According to a recent article on Law.com (password required), newly admitted attorneys in Oregon will be required to undergo a new, yearlong mentorship program which “requires new attorneys to pair up with experienced practitioners who will offer monthly guidance on everything from ethics and professionalism to the inner workings of a transactional or litigation practice.” It will go into effect for February Bar takers. The article notes that Oregon is the third state to make mentorship a part of the formal education requirements for admission to the Bar. Soon, Wyoming will become the fourth.
The program will require applicants to complete 2 hours of mentoring a month, which can be completed at the firm in which they work. There is also some flexibility in how the program is handled by private firms, a move that responds to the more rigid Utah program.
While the new plan is not without detractors, supporters argue that in the current economy, mentorship is a must.

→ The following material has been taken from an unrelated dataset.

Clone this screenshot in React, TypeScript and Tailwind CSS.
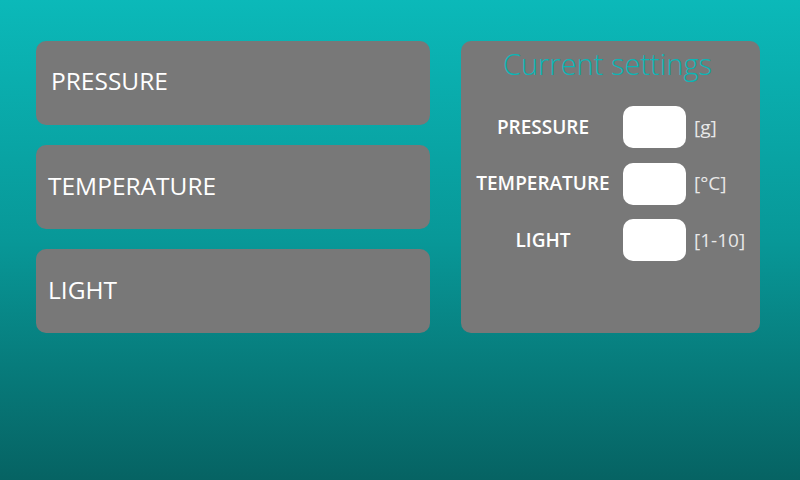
const sensors = ["PRESSURE", "TEMPERATURE", "LIGHT"];

const settings = [
  { label: "PRESSURE", unit: "[g]" },
  { label: "TEMPERATURE", unit: "[°C]" },
  { label: "LIGHT", unit: "[1-10]" },
];

export default function App() {
  return (
    <div
      className="w-[800px] h-[480px] bg-gradient-to-b from-[#0bb9b9] via-[#089898] to-[#066363] flex items-start gap-[31px] pt-[41px] pl-[36px]"
      style={{ fontFamily: '"Open Sans", "Noto Sans", sans-serif' }}
    >
      {/* Sensor buttons */}
      <div className="w-[394px] flex flex-col gap-[20px]">
        {sensors.map((name, i) => (
          <div
            key={name}
            className={`h-[84px] rounded-[10px] bg-[#787878] flex items-center text-white text-[24.5px] ${
              i === 0 ? "pl-[15px] pb-[4px]" : "pl-[12px] pb-[1px]"
            }`}
          >
            {name}
          </div>
        ))}
      </div>

      {/* Current settings */}
      <div className="w-[299px] h-[292px] rounded-[10px] bg-[#787878] flex flex-col pt-[5px]">
        <div className="text-center text-[#0bb6b6] text-[29px] font-light leading-[36px] pr-[6px]">
          Current settings
        </div>
        <div className="grid grid-cols-[156px_63px_auto] gap-x-[4px] gap-y-[14.5px] pl-[2px] items-center mt-[24px]">
          {settings.map((s) => (
            <div key={s.label} className="contents">
              <div className="text-center text-white font-semibold text-[19px] pl-[4px]">
                {s.label}
              </div>
              <div className="h-[42px] rounded-[10px] bg-white" />
              <div className="pl-[4px] text-[#e8e8e8] text-[19px]">{s.unit}</div>
            </div>
          ))}
        </div>
      </div>
    </div>
  );
}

They point out that, in the past, “‘You would graduate law school, get a job at a firm and people there would serve as mentors,’ . . . ‘Now, there are so many people who can’t get firm jobs and are hanging out their shingle. We’re trying to connect them with the professional side of the job and teach them the culture – teach them how to be civil, how to network and introduce them around at the courthouse.’” Detractors are mainly concerned about another cost to bar applicants for administrative costs of the program. It is not clear what the cost will be, but the article states that Oregon foresees a $100 fee.
The mentor program is a good idea. As has been mentioned here many times before, students should be prepared to use their J.D. for their own profit. It is understood that schools cannot teach everything, so even where Best Practices is followed, a mandatory mentorship would provide for a proper transition into the professional world.